In September, Liu performed a new work at the Detroit Institute of Art, in which she sewed feathers dipped in tar onto the simple garment she was wearing. The work, she says, is about a stain that is impossible to clean. With its reference to tarring and feathering, the piece remade the violence of that punishment into a softer, gentler reflection on guilt. Behind her, an installation of the feathers hung in gently billowing curtains beneath the Diego Rivera courtyard murals.

Beili Liu, Liao/连 (Silos), 2017, thread, salt, hardware, dimensions variable.

If sewing is a recurring concern, much of Liu’s recent work also looks skyward. “The hovering above idea keeps coming back to me,” Liu says. “For a while, I was working closer to the ground, and now it’s going up… We live in a time of fear and agitated energy, so how do I talk about that now? [There’s something about] looking up, seeking hope.” Liu’s 2015 installation Stratus at the Grace Museum in Abilene consists of a forest of Mylar panels dipped in layers of molten wax mixed with graphite.
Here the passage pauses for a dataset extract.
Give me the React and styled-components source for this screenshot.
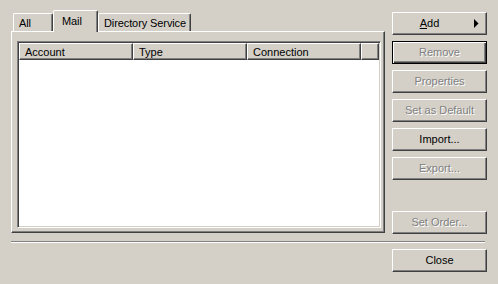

Arranged in rows, the sheets hang from the ceiling, leaving seven feet of space from the floor. “It’s an unusual and refreshing space, an intimate distance,” Liu says. “We’re used to having 10 feet.” The grayish cloud, then, sits just above the viewer’s head, and the repetition of the layers creates currents, deltas and rivers that flow gently in the air. Liu says she was thinking about the embodiment of loss when she made the piece, considering how that heaviness hangs as a weight.

As an artist who responds to specific spaces, Liu’s studio practice is one of experimentation for the first stage of each idea. She goes to the studio to think, to sketch, to workshop ideas. “Sometimes studio visits are really challenging for me,” she says, laughing, “Because, how do I show a piece that’s envisioned for another space?” As she drafts ideas, she begins to dialogue with the specific location for each installation. The composition of a work is determined by the space, by the height of the ceiling, the scale of the room, the traffic pattern. Sometimes she works with the energy that already exists there, and sometimes she tries to challenge or transform that energy. In a recent project at the Facebook headquarters in Austin, for example, Liu wanted to change a transient space into something that had a connection to the outdoors. “People are working there, walking through, thinking about the work they’re doing on their computers. I contradict the expectation of that space, blurring the boundaries between inside and outside,” she says.

Currently, Liu is a professor in the Department of Art and Art History at UT Austin, and has been recognized as a Regents’ Outstanding Teaching Professor for the last seven years. Last year, Liu won the prestigious Joan Mitchell Foundation Painters and Sculptors Award and she was recently named the 2018 Texas Artist in three-dimensional media. Like the poet laureate of sculpture, the award is the state’s highest recognition for excellence in the arts. “There are all these magical things that can happen,” Liu says, still registering the surprise of these two awards. “More than anything, it’s such an encouragement.” The recognition, she says, is an impetus to keep working, an affirmation of what she’s been doing.

Across her work, Liu balances scale with modest gestures. “There are these soft, persistent actions,” she says. “These have potential. I look at my practice in a broad way, [about] politics, the environment, our spiritual space, our desire for comfort, our desire for doing good.” Small actions, humble recurring practices, have the power to accumulate and effect change, she believes. “By keeping at it,” she says, “something will change.”